What you should do>
Please transcribe the data below exactly. Leave the pictures out.
###
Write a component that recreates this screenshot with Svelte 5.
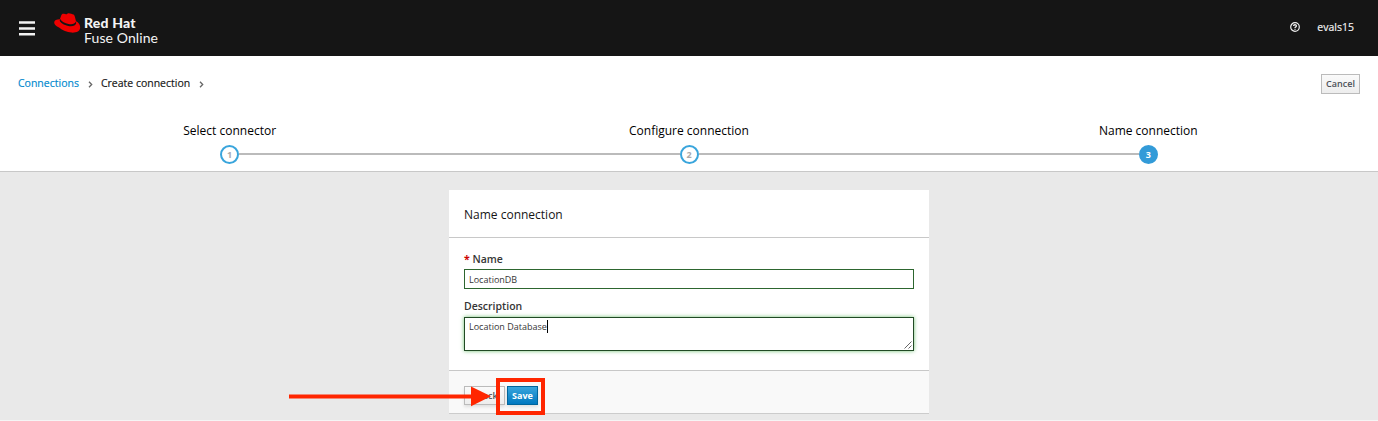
<script>
  const steps = ['Select connector', 'Configure connection', 'Name connection'];
  const current = 2;
</script>

<div class="page">
  <header class="masthead">
    <svg class="menu" width="16" height="15" viewBox="0 0 16 15" aria-hidden="true">
      <path d="M0 1.500h16M0 7.500h16M0 13.200h16" stroke="#f2f2f2" stroke-width="2.500" />
    </svg>
    <div class="brand">
      <svg class="hat" width="27" height="21" viewBox="0 0 27 21" aria-hidden="true">
        <path fill="#e00" d="M7.200 2.600C7.700 1 8.600.5 10 .8L12 1.300C13 1.500 13.300.3 14.500.2 16 .1 18.300.9 19.500 1.600 20.500 2.200 20.700 3.200 21 4.300L22 8.300C24.500 9.500 26.200 11.800 26.200 14.200 26.200 18.300 22 19.900 17.500 19.600 13 19.200 8.500 17.200 5 14.400 2.200 13.300.2 11.600.2 9.500.2 7.500 2.600 6.300 5.900 6.300z" />
        <path fill="#151515" d="M6.200 5.900C7.500 8.400 11 10.300 14.500 11 18 11.700 20.800 11.200 21.900 8.600L22.200 10.300C21.600 12.700 18.300 13.900 14.200 13 10 12.100 6.300 10 5.700 7.600z" />
      </svg>
      <div class="brand-text"><b>Red Hat</b><span>Fuse Online</span></div>
    </div>
    <svg class="help" width="10" height="10" viewBox="0 0 10 10" aria-hidden="true">
      <circle cx="5" cy="5" r="4.300" fill="none" stroke="#eee" stroke-width="1.200" />
      <path d="M3.500 4C3.600 2.300 6.500 2.400 6.400 4 6.400 4.900 5 4.900 5 6M5 6.700V7.800" fill="none" stroke="#eee" stroke-width="1.300" />
    </svg>
    <span class="user">evals15</span>
  </header>

  <nav class="crumbs">
    <a href="#connections">Connections</a>
    <svg width="5" height="7" viewBox="0 0 5 7"><path d="M1 .7 3.700 3.500 1 6.300" /></svg>
    <span>Create connection</span>
    <svg width="5" height="7" viewBox="0 0 5 7"><path d="M1 .7 3.700 3.500 1 6.300" /></svg>
    <button class="btn cancel">Cancel</button>
  </nav>

  <ol class="steps">
    {#each steps as step, i}
      <li class:active={i === current}>
        <span class="title">{step}</span>
        <span class="track"><span class="num">{i + 1}</span></span>
      </li>
    {/each}
  </ol>

  <main>
    <section class="card">
      <h2>Name connection</h2>
      <div class="fields">
        <label for="name"><i>*</i> Name</label>
        <div class="input" id="name">LocationDB</div>
        <label class="second" for="description">Description</label>
        <div class="area" id="description">
          <span>Location Database</span><span class="caret"></span>
          <svg class="grip" width="8" height="8" viewBox="0 0 8 8"><path d="M.5 7.500l7-7M4.500 7.500l3-3" stroke="#555" stroke-width=".9" /></svg>
        </div>
      </div>
      <footer>
        <button class="btn back">‹ Back</button>
        <button class="btn primary">Save</button>
      </footer>
      <svg class="pointer" width="258" height="40" viewBox="0 0 258 40" aria-hidden="true">
        <path d="M0 20.500H184" stroke="#ff2600" stroke-width="4.200" />
        <path d="M182 10.500 202 20.300 182 30.300z" fill="#ff2600" />
        <rect x="209" y="4" width="45" height="33" fill="none" stroke="#ff2600" stroke-width="4" />
      </svg>
    </section>
  </main>
</div>

<style>
  .page { height: 421px; display: flex; flex-direction: column; overflow: hidden; background: #fff; color: #151515; font-family: "Open Sans", "Noto Sans", sans-serif; font-size: 11px; }
  .page, .page * { box-sizing: border-box; }
  .masthead { height: 56px; flex: none; background: #151515; display: flex; align-items: center; padding: 0 24px 0 19px; color: #f4f4f4; }
  .brand { display: flex; margin-left: 19px; align-self: flex-start; padding-top: 13px; }
  .brand-text { display: flex; flex-direction: column; font-family: Lato, sans-serif; font-size: 14px; line-height: 15px; margin: 2px 0 0 3px; }
  .brand-text b { font-weight: 900; letter-spacing: .2px; }
  .brand-text span { white-space: nowrap; letter-spacing: .1px; }
  .help { margin-left: auto; margin-top: -2px; }
  .user { margin: -2px 0 0 17px; font-size: 10.500px; -webkit-text-stroke: .15px; }
  .crumbs { height: 56px; flex: none; display: flex; align-items: center; padding: 0 18px; }
  .crumbs a, .crumbs span { color: #0088ce; text-decoration: none; font-size: 10.500px; line-height: 15px; margin: -2px 9px 0 0; -webkit-text-stroke: .15px; }
  .crumbs span { color: #151515; margin-left: 8px; }
  .crumbs svg { margin-top: 0; }
  .crumbs svg path { fill: none; stroke: #666; stroke-width: 1.300; }
  .btn { font: 600 9px/12px "Open Sans", sans-serif; height: 20px; padding: 0; border: 1px solid #bbb; background: linear-gradient(#fafafa, #ededed); color: #4d5258; box-shadow: 0 2px 3px rgba(3,3,3,.1); }
  .cancel { margin-left: auto; width: 39px; box-shadow: none; }
  .steps { list-style: none; margin: 0; padding: 0; height: 60px; flex: none; display: flex; border-bottom: 1px solid #c8c8c8; }
  .steps li { flex: 1; display: flex; flex-direction: column; align-items: center; padding-top: 10px; }
  .title { font-size: 12px; line-height: 17px; color: #000; }
  .track { width: 100%; height: 20px; margin-top: 5px; display: flex; align-items: center; }
  .track::before, .track::after { content: ""; flex: 1; height: 2px; background: #bbb; }
  li:first-child .track::before, li:last-child .track::after { background: transparent; }
  .num { width: 19px; height: 19px; border: 2px solid #39a5dc; border-radius: 50%; color: #aaa; background: #fff; font-size: 9px; font-weight: 700; line-height: 16px; text-align: center; }
  .active .num { background: #339bd8; border-color: #339bd8; color: #fff; }
  main { flex: 1; background: #e9e9e9; display: flex; justify-content: center; align-items: flex-start; padding-top: 18px; border-bottom: 1px solid #f5f5f5; }
  .card { position: relative; width: 480px; height: 224px; background: #fff; display: flex; flex-direction: column; border-bottom: 1px solid #ccc; }
  h2 { margin: 0; height: 48px; flex: none; padding: 0 15px; border-bottom: 1px solid #c8c8c8; font-size: 12px; font-weight: 400; line-height: 49px; }
  .fields { height: 133px; flex: none; padding: 13px 15px 0; border-bottom: 1px solid #c8c8c8; display: flex; flex-direction: column; }
  label { height: 18px; line-height: 17px; font-size: 10.500px; font-weight: 600; color: #363636; }
  label i { color: #c00; font-style: normal; font-weight: 700; }
  .second { margin-top: 9px; height: 19px; }
  .input { height: 20px; border: 1px solid #2d662f; padding-left: 4px; font-size: 9px; line-height: 19px; color: #363636; flex: none; }
  .area { position: relative; display: flex; height: 34px; flex: none; border: 1px solid #214a24; box-shadow: 0 0 4px #6fbf70; padding: 2px 0 0 4px; font-size: 9px; line-height: 13px; color: #363636; }
  .caret { width: 1px; height: 13px; background: #000; }
  .grip { position: absolute; right: 1px; bottom: 1px; }
  footer { flex: 1; min-height: 0; background: #f9f9f9; padding: 15px 15px 0; display: flex; gap: 2px; }
  .back { width: 41px; height: 19px; }
  .primary { width: 31px; height: 19px; color: #fff; font-weight: 700; background: linear-gradient(#39a5dc, #0078c0); border-color: #00659c; }
  .pointer { position: absolute; left: -160px; top: 186px; }
</style>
###
Output below>
Write a component that recreates this screenshot with Svelte 5.
<script>
  const steps = ['Select connector', 'Configure connection', 'Name connection'];
  const current = 2;
</script>

<div class="page">
  <header class="masthead">
    <svg class="menu" width="16" height="15" viewBox="0 0 16 15" aria-hidden="true">
      <path d="M0 1.500h16M0 7.500h16M0 13.200h16" stroke="#f2f2f2" stroke-width="2.500" />
    </svg>
    <div class="brand">
      <svg class="hat" width="27" height="21" viewBox="0 0 27 21" aria-hidden="true">
        <path fill="#e00" d="M7.200 2.600C7.700 1 8.600.5 10 .8L12 1.300C13 1.500 13.300.3 14.500.2 16 .1 18.300.9 19.500 1.600 20.500 2.200 20.700 3.200 21 4.300L22 8.300C24.500 9.500 26.200 11.800 26.200 14.200 26.200 18.300 22 19.900 17.500 19.600 13 19.200 8.500 17.200 5 14.400 2.200 13.300.2 11.600.2 9.500.2 7.500 2.600 6.300 5.900 6.300z" />
        <path fill="#151515" d="M6.200 5.900C7.500 8.400 11 10.300 14.500 11 18 11.700 20.800 11.200 21.900 8.600L22.200 10.300C21.600 12.700 18.300 13.900 14.200 13 10 12.100 6.300 10 5.700 7.600z" />
      </svg>
      <div class="brand-text"><b>Red Hat</b><span>Fuse Online</span></div>
    </div>
    <svg class="help" width="10" height="10" viewBox="0 0 10 10" aria-hidden="true">
      <circle cx="5" cy="5" r="4.300" fill="none" stroke="#eee" stroke-width="1.200" />
      <path d="M3.500 4C3.600 2.300 6.500 2.400 6.400 4 6.400 4.900 5 4.900 5 6M5 6.700V7.800" fill="none" stroke="#eee" stroke-width="1.300" />
    </svg>
    <span class="user">evals15</span>
  </header>

  <nav class="crumbs">
    <a href="#connections">Connections</a>
    <svg width="5" height="7" viewBox="0 0 5 7"><path d="M1 .7 3.700 3.500 1 6.300" /></svg>
    <span>Create connection</span>
    <svg width="5" height="7" viewBox="0 0 5 7"><path d="M1 .7 3.700 3.500 1 6.300" /></svg>
    <button class="btn cancel">Cancel</button>
  </nav>

  <ol class="steps">
    {#each steps as step, i}
      <li class:active={i === current}>
        <span class="title">{step}</span>
        <span class="track"><span class="num">{i + 1}</span></span>
      </li>
    {/each}
  </ol>

  <main>
    <section class="card">
      <h2>Name connection</h2>
      <div class="fields">
        <label for="name"><i>*</i> Name</label>
        <div class="input" id="name">LocationDB</div>
        <label class="second" for="description">Description</label>
        <div class="area" id="description">
          <span>Location Database</span><span class="caret"></span>
          <svg class="grip" width="8" height="8" viewBox="0 0 8 8"><path d="M.5 7.500l7-7M4.500 7.500l3-3" stroke="#555" stroke-width=".9" /></svg>
        </div>
      </div>
      <footer>
        <button class="btn back">‹ Back</button>
        <button class="btn primary">Save</button>
      </footer>
      <svg class="pointer" width="258" height="40" viewBox="0 0 258 40" aria-hidden="true">
        <path d="M0 20.500H184" stroke="#ff2600" stroke-width="4.200" />
        <path d="M182 10.500 202 20.300 182 30.300z" fill="#ff2600" />
        <rect x="209" y="4" width="45" height="33" fill="none" stroke="#ff2600" stroke-width="4" />
      </svg>
    </section>
  </main>
</div>

<style>
  .page { height: 421px; display: flex; flex-direction: column; overflow: hidden; background: #fff; color: #151515; font-family: "Open Sans", "Noto Sans", sans-serif; font-size: 11px; }
  .page, .page * { box-sizing: border-box; }
  .masthead { height: 56px; flex: none; background: #151515; display: flex; align-items: center; padding: 0 24px 0 19px; color: #f4f4f4; }
  .brand { display: flex; margin-left: 19px; align-self: flex-start; padding-top: 13px; }
  .brand-text { display: flex; flex-direction: column; font-family: Lato, sans-serif; font-size: 14px; line-height: 15px; margin: 2px 0 0 3px; }
  .brand-text b { font-weight: 900; letter-spacing: .2px; }
  .brand-text span { white-space: nowrap; letter-spacing: .1px; }
  .help { margin-left: auto; margin-top: -2px; }
  .user { margin: -2px 0 0 17px; font-size: 10.500px; -webkit-text-stroke: .15px; }
  .crumbs { height: 56px; flex: none; display: flex; align-items: center; padding: 0 18px; }
  .crumbs a, .crumbs span { color: #0088ce; text-decoration: none; font-size: 10.500px; line-height: 15px; margin: -2px 9px 0 0; -webkit-text-stroke: .15px; }
  .crumbs span { color: #151515; margin-left: 8px; }
  .crumbs svg { margin-top: 0; }
  .crumbs svg path { fill: none; stroke: #666; stroke-width: 1.300; }
  .btn { font: 600 9px/12px "Open Sans", sans-serif; height: 20px; padding: 0; border: 1px solid #bbb; background: linear-gradient(#fafafa, #ededed); color: #4d5258; box-shadow: 0 2px 3px rgba(3,3,3,.1); }
  .cancel { margin-left: auto; width: 39px; box-shadow: none; }
  .steps { list-style: none; margin: 0; padding: 0; height: 60px; flex: none; display: flex; border-bottom: 1px solid #c8c8c8; }
  .steps li { flex: 1; display: flex; flex-direction: column; align-items: center; padding-top: 10px; }
  .title { font-size: 12px; line-height: 17px; color: #000; }
  .track { width: 100%; height: 20px; margin-top: 5px; display: flex; align-items: center; }
  .track::before, .track::after { content: ""; flex: 1; height: 2px; background: #bbb; }
  li:first-child .track::before, li:last-child .track::after { background: transparent; }
  .num { width: 19px; height: 19px; border: 2px solid #39a5dc; border-radius: 50%; color: #aaa; background: #fff; font-size: 9px; font-weight: 700; line-height: 16px; text-align: center; }
  .active .num { background: #339bd8; border-color: #339bd8; color: #fff; }
  main { flex: 1; background: #e9e9e9; display: flex; justify-content: center; align-items: flex-start; padding-top: 18px; border-bottom: 1px solid #f5f5f5; }
  .card { position: relative; width: 480px; height: 224px; background: #fff; display: flex; flex-direction: column; border-bottom: 1px solid #ccc; }
  h2 { margin: 0; height: 48px; flex: none; padding: 0 15px; border-bottom: 1px solid #c8c8c8; font-size: 12px; font-weight: 400; line-height: 49px; }
  .fields { height: 133px; flex: none; padding: 13px 15px 0; border-bottom: 1px solid #c8c8c8; display: flex; flex-direction: column; }
  label { height: 18px; line-height: 17px; font-size: 10.500px; font-weight: 600; color: #363636; }
  label i { color: #c00; font-style: normal; font-weight: 700; }
  .second { margin-top: 9px; height: 19px; }
  .input { height: 20px; border: 1px solid #2d662f; padding-left: 4px; font-size: 9px; line-height: 19px; color: #363636; flex: none; }
  .area { position: relative; display: flex; height: 34px; flex: none; border: 1px solid #214a24; box-shadow: 0 0 4px #6fbf70; padding: 2px 0 0 4px; font-size: 9px; line-height: 13px; color: #363636; }
  .caret { width: 1px; height: 13px; background: #000; }
  .grip { position: absolute; right: 1px; bottom: 1px; }
  footer { flex: 1; min-height: 0; background: #f9f9f9; padding: 15px 15px 0; display: flex; gap: 2px; }
  .back { width: 41px; height: 19px; }
  .primary { width: 31px; height: 19px; color: #fff; font-weight: 700; background: linear-gradient(#39a5dc, #0078c0); border-color: #00659c; }
  .pointer { position: absolute; left: -160px; top: 186px; }
</style>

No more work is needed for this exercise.